At the time, the main factor was the speed of getting JSON reading functionality into my project. I was already using boost so all I had to do was #include the appropriate headers. Looking to the future, things I will take into consideration include speed (boost::property_tree isn’t as slow as I thought but that doesn’t mean it’s as fast as a less general option), error handling (I haven’t experimented with boost::property_tree error handling yet – it might be just fine) and simplicity of use (boost::property_tree doesn’t fare too well here).
If I decide that boost::property tree isn’t what I want I’ll take a look through the list of parsers here:
http://json.org/
and see if there’s anything with an appropriate license that meets my needs.
There is one more option – the “write a parser myself” option. That seems like reinventing the wheel, however there’s one feature that I haven’t seen in any of the JSON parsers I have looked at. I want to be able to have comments in the JSON file, and I want the file to be capable of being round-tripped whilst maintaining those comments.
The “round trip” requirement means that I can’t just run the file through a preprocessor to remove the comments. The comments have to be read in, and stored in a way that lets them be written out later. Several years ago I went to a talk by Sean Parent at Adobe where he proposed that comments should always be attached to a construct in the file. When that construct is written out, the comment is written out with it.

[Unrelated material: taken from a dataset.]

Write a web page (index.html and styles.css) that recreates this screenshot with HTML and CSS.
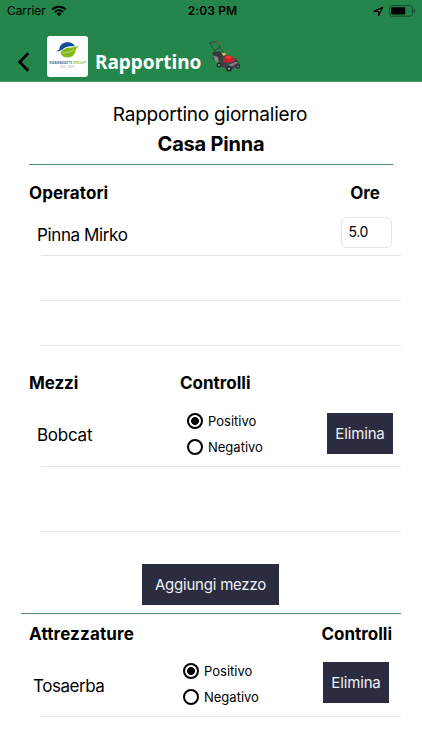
FILE: index.html
```
<!DOCTYPE html>
<html lang="it">
<head>
<meta charset="utf-8">
<title>Rapportino</title>
<link rel="stylesheet" href="styles.css">
</head>
<body>
<header class="top">
  <div class="status">
    <div class="status-left">
      <span class="carrier">Carrier</span>
      <svg class="wifi" width="16" height="12" viewBox="0 0 16 12"><path d="M1.2 4.5a9.5 9.5 0 0 1 13.6 0M3.8 7a6 6 0 0 1 8.4 0" fill="none" stroke="#000" stroke-width="2"/><path d="M8 11.3 5.4 8.8a3.7 3.7 0 0 1 5.2 0z"/></svg>
    </div>
    <span class="clock">2:03 PM</span>
    <div class="status-right">
      <svg width="11" height="11" viewBox="0 0 11 11"><path d="M1 5.3 9.6 1.2 5.6 9.7V5.3z" fill="none" stroke="#000" stroke-width="1.2" stroke-linejoin="round"/></svg>
      <svg width="27" height="12" viewBox="0 0 27 12"><rect x=".6" y=".6" width="22.8" height="10.6" rx="2.4" fill="none" stroke="#124c29" stroke-width="1"/><rect x="2.2" y="2.2" width="14" height="7.4" rx=".8"/><path d="M24.7 4v4c1.8-.5 1.8-3.500 0-4z" fill="#124c29"/></svg>
    </div>
  </div>
  <nav class="nav">
    <svg class="back" width="14" height="20" viewBox="0 0 14 20"><path d="M11.300 1.300 2.600 10l8.700 8.700" fill="none" stroke="#000" stroke-width="2.700"/></svg>
    <svg class="logo" width="41" height="41" viewBox="0 0 41 41">
      <rect width="41" height="41" rx="3" fill="#fff"/>
      <path d="M8 15.200c2-.1 3.500-.8 4.500-2.200C12.500 8.500 16.500 6.200 20.500 6.200c4 0 7 2 7.200 4.500-5-1-9.200.300-12.200 2.800-2 1.600-5 2.200-7.500 1.700z" fill="#124e98"/>
      <path d="M13.500 17.300c1.500-3.800 5-5.600 9-5.600 3.500 0 5.500-.3 9.200-2.200-1.200 2.500-3 3.300-3.200 5.500-.7 4-4 6.500-8 6.500-3.300 0-6-1.700-7-4.200z" fill="#83b817"/>
      <path d="M14.500 17.300c5-.2 9-1.200 13-4" fill="none" stroke="#dce9c0" stroke-width=".6"/>
      <text x="2.300" y="27.500" class="logo-name" textLength="36.500" lengthAdjust="spacingAndGlyphs"><tspan fill="#37609b">SGARAVATTI</tspan> <tspan fill="#9ac23c">GROUP</tspan></text>
      <text x="13.500" y="31.500" class="logo-sub" textLength="14">Dal 1820</text>
    </svg>
    <h1 class="title">Rapportino</h1>
    <svg class="mower" width="33" height="33" viewBox="0 0 33 33">
      <path d="M10 17 1.500 2.500 8.500 1.700 M11 5l1 2.500L18 15M6.500 10.500l6-3" fill="none" stroke="#3c4447" stroke-width="1"/>
      <path d="m8 1.500 1.500.3 1.500 3.400" fill="none" stroke="#a33b38" stroke-width="1"/>
      <path d="m4.500 12.300 7.500-1 5 5.500-7 4-5-2z" fill="#33393c"/>
      <path d="m5 15.500 5 1.500 2 7-5-3.500z" fill="#858b8b"/>
      <path d="m10 19 7-4.500 11 4 4 6-8.500 5-12-3z" fill="#3d4145"/>
      <path d="m15 18 4-3 6.500 1.800 2 4-6.500 2.400-6-1.500z" fill="#b9272b"/>
      <path d="m16.500 17 5-1.500 3.500 2-4.500 2z" fill="#ee3533"/>
      <path d="m13.500 13.500 3-.9 2 2-3 1.500z" fill="#e1b53b"/>
      <path d="m20 25 8-3.200 2 1-7 4z" fill="#7b8184"/>
      <circle cx="11" cy="25" r="2.500" fill="#25292d"/><circle cx="11" cy="25" r="1" fill="#9ba0a3"/>
      <circle cx="21" cy="28.700" r="2.900" fill="#25292d"/><circle cx="21" cy="28.700" r="1.100" fill="#a4a8ab"/>
      <circle cx="30" cy="26.500" r="2.200" fill="#292d31"/><circle cx="30" cy="26.500" r=".8" fill="#92979a"/>
    </svg>
  </nav>
</header>
<main>
  <section class="intro">
    <p class="subtitle">Rapportino giornaliero</p>
    <h2 class="site">Casa Pinna</h2>
  </section>
  <section class="operators">
    <div class="heads"><h3 class="h-op">Operatori</h3><h3 class="h-ore">Ore</h3></div>
    <div class="row row-op"><span class="name n-pinna">Pinna Mirko</span><span class="hours">5.0</span></div>
    <div class="row empty-small"></div>
    <div class="row empty-small"></div>
  </section>
  <section class="vehicles">
    <div class="heads"><h3 class="col-name h-mezzi">Mezzi</h3><h3 class="h-ctrl">Controlli</h3></div>
    <div class="row row-vehicle">
      <span class="name n-bobcat">Bobcat</span>
      <div class="radios">
        <div class="option"><i class="radio on"></i><span class="pos">Positivo</span></div>
        <div class="option"><i class="radio"></i><span class="neg">Negativo</span></div>
      </div>
      <div class="button del">Elimina</div>
    </div>
    <div class="row empty-large"></div>
    <div class="button add">Aggiungi mezzo</div>
  </section>
  <section class="tools">
    <div class="heads"><h3 class="h-att">Attrezzature</h3><h3 class="h-ctrl">Controlli</h3></div>
    <div class="row row-tool">
      <span class="name n-tosa">Tosaerba</span>
      <div class="radios">
        <div class="option"><i class="radio on"></i><span class="pos">Positivo</span></div>
        <div class="option"><i class="radio"></i><span class="neg">Negativo</span></div>
      </div>
      <div class="button del">Elimina</div>
    </div>
  </section>
</main>
</body>
</html>
```
FILE: styles.css
```
* { box-sizing: border-box; }
body { margin: 0; height: 750px; overflow: hidden; background: #fff; color: #000; font-family: Inter, "Liberation Sans", sans-serif; }
h1, h2, h3, p { margin: 0; white-space: nowrap; }
svg { display: block; flex: none; }

.top { height: 82px; background: #24864a; border-bottom: 1px solid #4a9b69; }
.status { height: 22px; display: grid; grid-template-columns: 1fr auto 1fr; align-items: center; padding: 0 6px 0 7px; font-size: 12px; line-height: 22px; }
.status-left, .status-right { display: flex; align-items: center; }
.status-left { gap: 5px; }
.status-right { justify-content: flex-end; gap: 5px; }
.carrier { letter-spacing: -.1px; }
.clock { font-weight: 600; letter-spacing: .1px; padding-left: 2px; }
.nav { height: 59px; display: flex; padding-left: 17px; }
.back { margin-top: 30px; }
.logo { margin: 14px 0 0 16px; }
.logo-name { font: 600 4px Inter, sans-serif; }
.logo-sub { font: 3px Inter, sans-serif; fill: #98a5b5; }
.title { width: 106px; margin: 26px 0 0 7px; color: #fff; font: 700 19px/28px "Noto Sans", sans-serif; }
.mower { margin: 18px 0 0 7px; }

.intro { height: 83px; margin: 0 29px; padding-top: 18px; border-bottom: 1px solid #468d66; text-align: center; }
.subtitle { font-size: 19px; line-height: 30px; letter-spacing: -.22px; padding-right: 2px; }
.site { font-size: 20px; line-height: 28px; font-weight: 700; letter-spacing: -.2px; }

.heads { display: flex; justify-content: space-between; }
h3 { font-size: 17px; line-height: 24px; font-weight: 700; }
.row { margin: 0 21px 0 41px; border-bottom: 1px solid #e6e6e6; }
.name { font-size: 17px; line-height: 24px; white-space: nowrap; }

.operators .heads { padding: 16px 42px 0 29px; height: 51px; }
.h-op { letter-spacing: .06px; }
.row-op { height: 40px; display: flex; justify-content: space-between; }
.row-op .name { margin: 7px 0 0 -4px; letter-spacing: -.38px; }
.hours { width: 51px; height: 31px; margin: 1px 9px 0 0; padding-left: 6.500px; border: 1px solid #e5e5e5; border-radius: 6px; font-size: 14px; line-height: 28px; letter-spacing: -.35px; }
.empty-small { height: 45px; }

.vehicles { height: 267px; }
.vehicles .heads { justify-content: flex-start; height: 66px; padding: 25px 0 0 29px; }
.h-mezzi { letter-spacing: -.1px; }
.col-name { width: 151px; }
.row-vehicle { height: 55px; display: flex; }
.row-vehicle .name { width: 150px; margin: 11px 0 0 -4px; letter-spacing: -.25px; }
.row-vehicle .radios { width: 140px; }
.radios { display: flex; flex-direction: column; gap: 7px; width: 140px; margin-top: -1px; }
.option { display: flex; align-items: center; gap: 5px; height: 19.500px; font-size: 13px; line-height: 20px; }
.radio { width: 16px; height: 16px; border: 2px solid #000; border-radius: 50%; flex: none; }
.radio.on { background: radial-gradient(circle, #000 3.600px, #fff 4.300px); }
.button { background: #2b2c40; color: #f1f1f6; font-size: 15px; text-align: center; white-space: nowrap; }
.del { width: 66px; height: 41px; line-height: 41px; letter-spacing: -.15px; }
.row-vehicle .del { margin-top: .5px; }
.empty-large { height: 65px; }
.add { width: 137px; height: 41px; margin: 32px 0 0 142px; line-height: 41px; letter-spacing: -.22px; }

.tools { margin: 0 21px; border-top: 1px solid #468d66; }
.tools .heads { height: 48px; padding: 8px 9px 0 8px; }
.h-att { letter-spacing: .15px; }
.tools .row { margin: 0 0 0 20px; height: 55px; display: flex; }
.row-tool .name { width: 150px; margin: 12px 0 0 -8px; letter-spacing: -.45px; }
```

I haven’t worked out the details of this yet. I have thought about the problem enough to realize that the devil is probably lurking in those details. I am not sure that there is a solution to the problem – at least not a solution that does everything I want – but part of the point of my personal projects is to play around with stuff like this. I may or may not solve the problem, but I’ll learn something interesting along the way.